- [WORK REQUIRED]:
Lines holding the string "components" are the ones to copy from this listing.

- [RECORDED INFORMATION]:

════

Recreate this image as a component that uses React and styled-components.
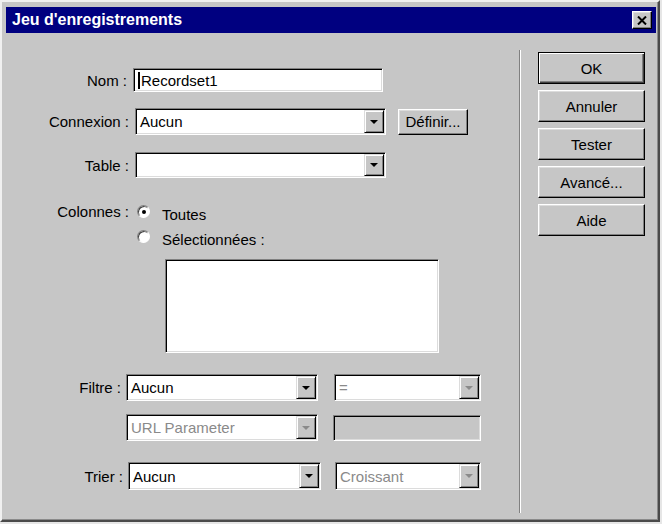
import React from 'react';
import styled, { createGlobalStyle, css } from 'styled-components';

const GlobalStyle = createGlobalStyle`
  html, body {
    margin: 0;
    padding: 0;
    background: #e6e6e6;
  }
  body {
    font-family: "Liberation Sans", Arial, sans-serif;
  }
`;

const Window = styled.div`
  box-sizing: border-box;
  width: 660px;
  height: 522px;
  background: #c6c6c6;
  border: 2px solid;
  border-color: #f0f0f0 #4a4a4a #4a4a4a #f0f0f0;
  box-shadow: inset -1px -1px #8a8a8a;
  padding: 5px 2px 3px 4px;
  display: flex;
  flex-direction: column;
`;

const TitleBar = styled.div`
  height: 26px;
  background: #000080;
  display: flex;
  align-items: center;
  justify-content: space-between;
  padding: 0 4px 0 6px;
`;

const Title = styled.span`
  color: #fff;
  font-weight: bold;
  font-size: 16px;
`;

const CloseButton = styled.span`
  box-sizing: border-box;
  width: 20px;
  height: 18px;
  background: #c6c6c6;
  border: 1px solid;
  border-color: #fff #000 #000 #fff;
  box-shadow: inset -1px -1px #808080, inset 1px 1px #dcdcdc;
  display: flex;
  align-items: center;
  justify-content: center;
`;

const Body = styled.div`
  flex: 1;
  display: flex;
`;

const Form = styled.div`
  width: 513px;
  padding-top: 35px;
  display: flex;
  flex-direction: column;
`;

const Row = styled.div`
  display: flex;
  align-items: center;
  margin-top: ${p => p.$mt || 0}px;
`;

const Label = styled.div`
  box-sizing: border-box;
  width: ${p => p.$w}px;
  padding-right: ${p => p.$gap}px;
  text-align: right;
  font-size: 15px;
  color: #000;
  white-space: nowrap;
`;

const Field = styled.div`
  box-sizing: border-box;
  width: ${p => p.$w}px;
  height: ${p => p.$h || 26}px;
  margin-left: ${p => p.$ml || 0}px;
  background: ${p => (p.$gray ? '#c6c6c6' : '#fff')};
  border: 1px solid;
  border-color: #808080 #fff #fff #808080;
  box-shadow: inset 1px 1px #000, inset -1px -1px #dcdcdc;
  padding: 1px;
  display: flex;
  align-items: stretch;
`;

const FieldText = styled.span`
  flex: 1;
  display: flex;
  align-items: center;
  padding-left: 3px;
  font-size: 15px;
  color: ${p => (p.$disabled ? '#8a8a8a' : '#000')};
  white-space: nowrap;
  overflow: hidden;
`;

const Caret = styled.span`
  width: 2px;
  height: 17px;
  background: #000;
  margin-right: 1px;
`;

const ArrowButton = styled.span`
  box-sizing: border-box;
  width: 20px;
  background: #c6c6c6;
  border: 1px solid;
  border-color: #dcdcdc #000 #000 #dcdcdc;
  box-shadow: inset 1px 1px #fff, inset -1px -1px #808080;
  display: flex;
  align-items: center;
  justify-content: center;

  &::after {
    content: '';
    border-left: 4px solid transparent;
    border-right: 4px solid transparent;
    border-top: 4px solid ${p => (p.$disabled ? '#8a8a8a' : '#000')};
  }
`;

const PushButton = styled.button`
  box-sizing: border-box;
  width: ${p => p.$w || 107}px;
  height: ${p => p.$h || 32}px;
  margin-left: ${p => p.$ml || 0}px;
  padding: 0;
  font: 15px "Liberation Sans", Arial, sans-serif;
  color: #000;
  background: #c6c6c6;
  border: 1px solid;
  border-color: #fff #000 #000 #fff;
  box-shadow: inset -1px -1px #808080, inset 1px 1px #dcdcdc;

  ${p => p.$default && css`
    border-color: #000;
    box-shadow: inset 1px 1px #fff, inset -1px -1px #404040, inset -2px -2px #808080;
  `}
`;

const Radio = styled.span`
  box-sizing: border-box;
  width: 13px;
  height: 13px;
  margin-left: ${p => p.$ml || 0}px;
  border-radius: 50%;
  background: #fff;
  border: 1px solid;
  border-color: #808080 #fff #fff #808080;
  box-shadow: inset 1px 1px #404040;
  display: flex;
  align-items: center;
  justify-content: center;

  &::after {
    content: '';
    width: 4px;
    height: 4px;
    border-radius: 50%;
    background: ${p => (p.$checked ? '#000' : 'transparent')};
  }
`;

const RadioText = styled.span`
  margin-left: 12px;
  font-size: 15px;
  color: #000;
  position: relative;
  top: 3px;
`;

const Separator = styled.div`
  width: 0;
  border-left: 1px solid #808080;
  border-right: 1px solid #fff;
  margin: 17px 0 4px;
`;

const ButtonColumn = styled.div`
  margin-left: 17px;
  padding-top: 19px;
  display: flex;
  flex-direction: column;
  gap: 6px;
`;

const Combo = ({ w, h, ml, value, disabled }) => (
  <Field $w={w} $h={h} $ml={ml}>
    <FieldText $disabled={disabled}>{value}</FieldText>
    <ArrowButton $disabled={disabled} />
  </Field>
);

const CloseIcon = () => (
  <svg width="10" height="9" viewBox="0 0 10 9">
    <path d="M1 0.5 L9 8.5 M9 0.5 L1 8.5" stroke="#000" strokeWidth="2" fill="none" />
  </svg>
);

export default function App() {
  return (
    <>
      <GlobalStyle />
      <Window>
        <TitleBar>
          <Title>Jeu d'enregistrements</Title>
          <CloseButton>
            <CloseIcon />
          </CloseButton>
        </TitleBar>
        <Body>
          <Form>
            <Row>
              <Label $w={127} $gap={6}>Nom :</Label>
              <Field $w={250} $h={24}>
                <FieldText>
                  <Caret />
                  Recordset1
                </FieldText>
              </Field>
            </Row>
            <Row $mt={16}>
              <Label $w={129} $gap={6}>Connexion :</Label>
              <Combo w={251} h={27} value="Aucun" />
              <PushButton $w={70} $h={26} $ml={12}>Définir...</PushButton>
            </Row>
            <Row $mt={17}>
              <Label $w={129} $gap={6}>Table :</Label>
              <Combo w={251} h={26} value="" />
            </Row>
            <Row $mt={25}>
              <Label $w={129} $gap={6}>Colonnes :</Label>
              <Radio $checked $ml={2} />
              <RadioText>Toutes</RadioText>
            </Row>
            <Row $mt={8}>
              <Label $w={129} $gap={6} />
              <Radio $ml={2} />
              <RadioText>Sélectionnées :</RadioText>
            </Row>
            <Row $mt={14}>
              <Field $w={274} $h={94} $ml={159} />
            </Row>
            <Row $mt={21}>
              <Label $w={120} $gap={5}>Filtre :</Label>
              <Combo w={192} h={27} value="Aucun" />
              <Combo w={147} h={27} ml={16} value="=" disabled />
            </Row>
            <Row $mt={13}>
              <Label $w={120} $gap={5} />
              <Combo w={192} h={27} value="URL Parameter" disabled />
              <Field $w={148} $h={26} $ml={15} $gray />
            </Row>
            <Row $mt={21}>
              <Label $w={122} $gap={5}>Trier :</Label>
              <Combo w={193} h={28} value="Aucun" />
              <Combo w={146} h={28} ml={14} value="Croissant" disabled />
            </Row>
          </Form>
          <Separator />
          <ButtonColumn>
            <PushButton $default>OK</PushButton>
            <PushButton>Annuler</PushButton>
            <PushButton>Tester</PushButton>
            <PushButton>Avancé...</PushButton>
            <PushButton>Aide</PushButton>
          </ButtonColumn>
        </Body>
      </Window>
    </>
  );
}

════

- [OUTPUT FOR THIS EXERCISE]:
Recreate this image as a component that uses React and styled-components.
import styled, { createGlobalStyle, css } from 'styled-components';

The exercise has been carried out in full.